Single by Seether

from the album Holding Onto Strings Better Left to Fray
- Released: March 8, 2011 (US); April 4, 2011 (UK);
- Recorded: 2010
- Length: 3:49
- Label: Wind-up
- Songwriters: Shaun Morgan; Dale Stewart; John Humphrey; Troy McLawhorn;
- Producer: Brendan O'Brien

Seether singles chronology
| "Careless Whisper" (2009) | "Country Song" (2011) | "Tonight" (2011) |

Music video
- "Country Song" on YouTube

= Country Song (Seether song) =

"Country Song" is a song by South African rock band Seether. It was released on March 8, 2011 as the lead single from their fifth studio album Holding Onto Strings Better Left to Fray.

==Background==
According to frontman Shaun Morgan, the track's title "got its name from the swampy verse riff". On the band's official message board, Morgan explained the track's background, saying "in some ways I guess I was dealing with growing up and having to make better life choices. It's definitely not a country song, but we recorded the album in Nashville, and felt like it was a small homage to such a wonderful city."

==Music video==
The video alternates between a boy playing with various dolls and action figures, and the band portraying the boy's actions.
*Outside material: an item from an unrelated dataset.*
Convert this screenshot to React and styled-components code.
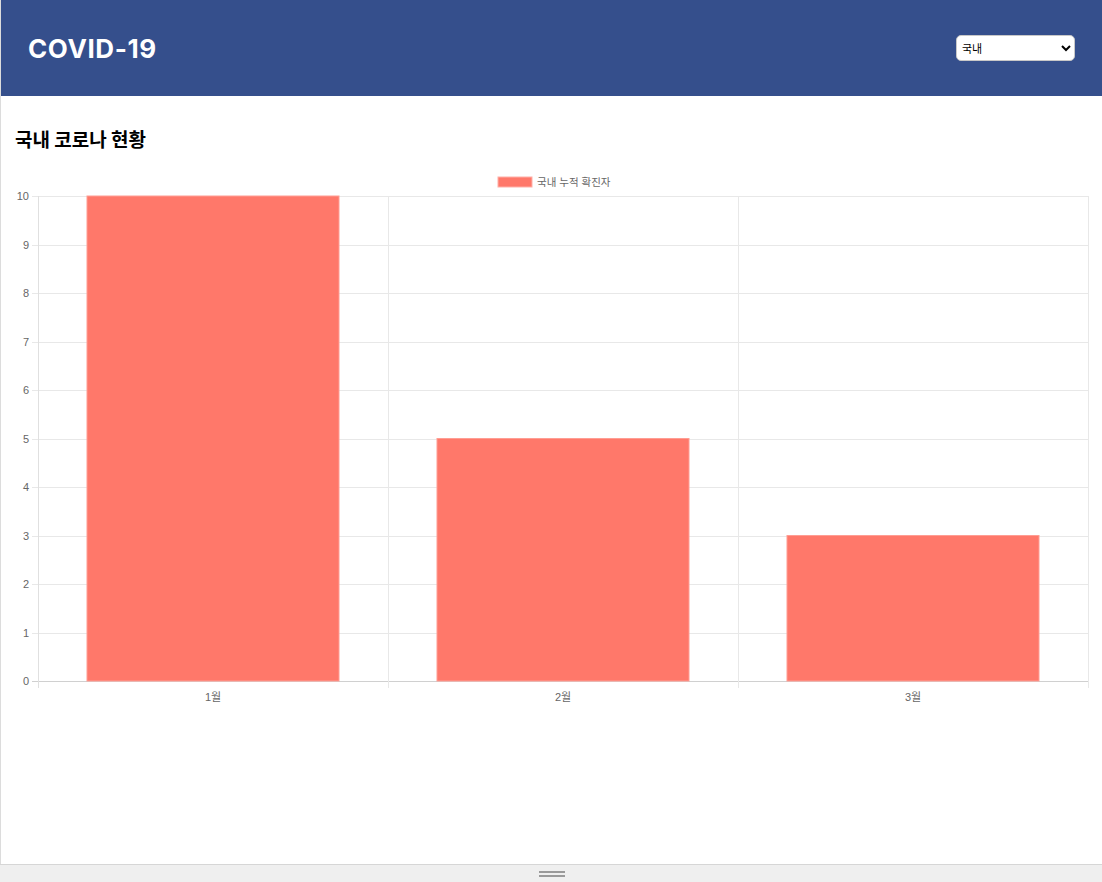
import React from "react";
import styled, { createGlobalStyle } from "styled-components";

const Global = createGlobalStyle`
  html, body { margin: 0; padding: 0; background: #fff; }
  body { font-family: Inter, "Noto Sans CJK KR", sans-serif; overflow: hidden; }
`;

const Frame = styled.div`
  height: 864px;
  border-left: 1px solid #dcdcdc;
  box-sizing: border-box;
  display: flex;
  flex-direction: column;
`;

const Header = styled.header`
  height: 96px;
  background: #354f8c;
  display: flex;
  align-items: center;
  justify-content: space-between;
  padding: 0 27px 0 27px;
  box-sizing: border-box;
`;

const Title = styled.h1`
  margin: 0;
  color: #fff;
  font-family: Inter, "Noto Sans CJK KR", sans-serif;
  font-size: 26px;
  font-weight: 700;
  letter-spacing: 0.6px;
  margin-top: 1px;
`;

const Select = styled.select`
  width: 119px;
  height: 26px;
  border-radius: 5px;
  border: 1px solid #c8c8c8;
  background: #fff;
  font-size: 11px;
  font-family: "Noto Sans CJK KR", sans-serif;
  color: #000;
  padding: 0 1px;
`;

const Main = styled.main`
  flex: 1;
  display: flex;
  flex-direction: column;
`;

const Heading = styled.h2`
  margin: 31px 0 0 14px;
  font-family: "Noto Sans CJK KR", sans-serif;
  font-size: 19px;
  line-height: 24px;
  font-weight: 700;
  color: #000;
`;

const ChartWrap = styled.div`
  margin-top: 19px;
  height: 550px;
`;

const ResizeBar = styled.div`
  height: 18px;
  background: #efefef;
  border-top: 1px solid #d6d6d6;
  box-sizing: border-box;
  display: flex;
  flex-direction: column;
  align-items: center;
  justify-content: center;
  gap: 2px;
  padding-left: 2px;
`;

const Grip = styled.span`
  display: block;
  width: 26px;
  height: 2px;
  background: #9a9a9a;
`;

const data = [
  { label: "1월", value: 10 },
  { label: "2월", value: 5 },
  { label: "3월", value: 3 },
];

function Chart() {
  // coordinates: page x - 1, page y - 170
  const left = 37;
  const right = 1087;
  const top = 26;
  const bottom = 511;
  const step = (bottom - top) / 10;
  const catW = (right - left) / data.length;
  const barW = catW * 0.72;
  const font = '"Liberation Sans", "Noto Sans CJK KR", sans-serif';
  const bar = "#ff786a";
  return (
    <svg width="1101" height="550" viewBox="0 0 1101 550">
      <rect x={497} y={7} width={34} height={10} fill={bar} stroke="#ffb0a8" strokeWidth="1" />
      <text x={536} y={16} fontSize="10.5" fill="#666" fontFamily={font}>국내 누적 확진자</text>
      {Array.from({ length: 11 }).map((_, i) => {
        const y = top + i * step;
        return (
          <g key={i}>
            <line x1={31} x2={right} y1={Math.round(y) + 0.5} y2={Math.round(y) + 0.5} stroke={i === 10 ? "#d0d0d0" : "#e8e8e8"} strokeWidth="1" />
            <text x={28} y={Math.round(y) + 4} fontSize="11" fill="#666" textAnchor="end" fontFamily={font}>{10 - i}</text>
          </g>
        );
      })}
      {[0, 1, 2, 3].map((i) => {
        const x = Math.round(left + i * catW) + 0.5;
        return <line key={i} x1={x} x2={x} y1={top} y2={bottom + 7} stroke={i === 0 ? "#e0e0e0" : "#e8e8e8"} strokeWidth="1" />;
      })}
      {data.map((d, i) => {
        const cx = left + i * catW + catW / 2;
        const h = d.value * step;
        return (
          <g key={d.label}>
            <rect x={cx - barW / 2} y={bottom - h} width={barW} height={h} fill={bar} stroke="#ff9d93" strokeWidth="1" />
            <text x={cx} y={531} fontSize="11" fill="#666" textAnchor="middle" fontFamily={font}>{d.label}</text>
          </g>
        );
      })}
    </svg>
  );
}

export default function App() {
  return (
    <>
      <Global />
      <Frame>
        <Header>
          <Title>COVID-19</Title>
          <Select defaultValue="domestic">
            <option value="domestic">국내</option>
            <option value="world">세계</option>
          </Select>
        </Header>
        <Main>
          <Heading>국내 코로나 현황</Heading>
          <ChartWrap>
            <Chart />
          </ChartWrap>
        </Main>
      </Frame>
      <ResizeBar>
        <Grip />
        <Grip />
      </ResizeBar>
    </>
  );
}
A girl later appears, and both play with the toys, creating an increasingly chaotic scene for the band.

==Charts==
===Weekly charts===

| Chart (2011) | Peak position |
|---|---|
| Canada Hot 100 (Billboard) | 53 |
| Canada Rock (Billboard) | 1 |
| Czech Republic Rock (IFPI) | 3 |
| Mexico Airplay (Billboard) | 42 |
| US Billboard Hot 100 | 72 |
| US Hot Rock & Alternative Songs (Billboard) | 2 |

===Year-end charts===

| Chart (2011) | Position |
|---|---|
| US Hot Rock Songs (Billboard) | 5 |

== Certifications ==

| Region | Certification | Certified units/sales |
| New Zealand (RMNZ) | Gold | 15,000^{‡} |
| United States (RIAA) | Platinum | 1,000,000^{‡} |
^{‡} Sales+streaming figures based on certification alone.